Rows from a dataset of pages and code
-*-*-
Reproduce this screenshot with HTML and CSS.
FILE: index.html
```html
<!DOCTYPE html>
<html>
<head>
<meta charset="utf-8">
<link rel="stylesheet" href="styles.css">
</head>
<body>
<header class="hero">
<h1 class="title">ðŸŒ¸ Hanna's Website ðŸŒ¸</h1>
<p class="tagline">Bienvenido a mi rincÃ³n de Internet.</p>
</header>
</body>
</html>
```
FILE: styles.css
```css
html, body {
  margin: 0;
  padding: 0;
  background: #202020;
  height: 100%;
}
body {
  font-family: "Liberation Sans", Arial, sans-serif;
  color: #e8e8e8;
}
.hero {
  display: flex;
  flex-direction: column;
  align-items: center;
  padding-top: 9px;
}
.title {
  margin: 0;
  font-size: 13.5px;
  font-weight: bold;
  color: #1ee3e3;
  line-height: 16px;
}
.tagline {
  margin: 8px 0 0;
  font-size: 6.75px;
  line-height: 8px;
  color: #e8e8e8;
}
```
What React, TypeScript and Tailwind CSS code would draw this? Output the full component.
-*-*-
- **EXERCISE PROMPT**
Only a number is wanted: how many lines of the material include the word "this".

- **WRITTEN ANSWER**
2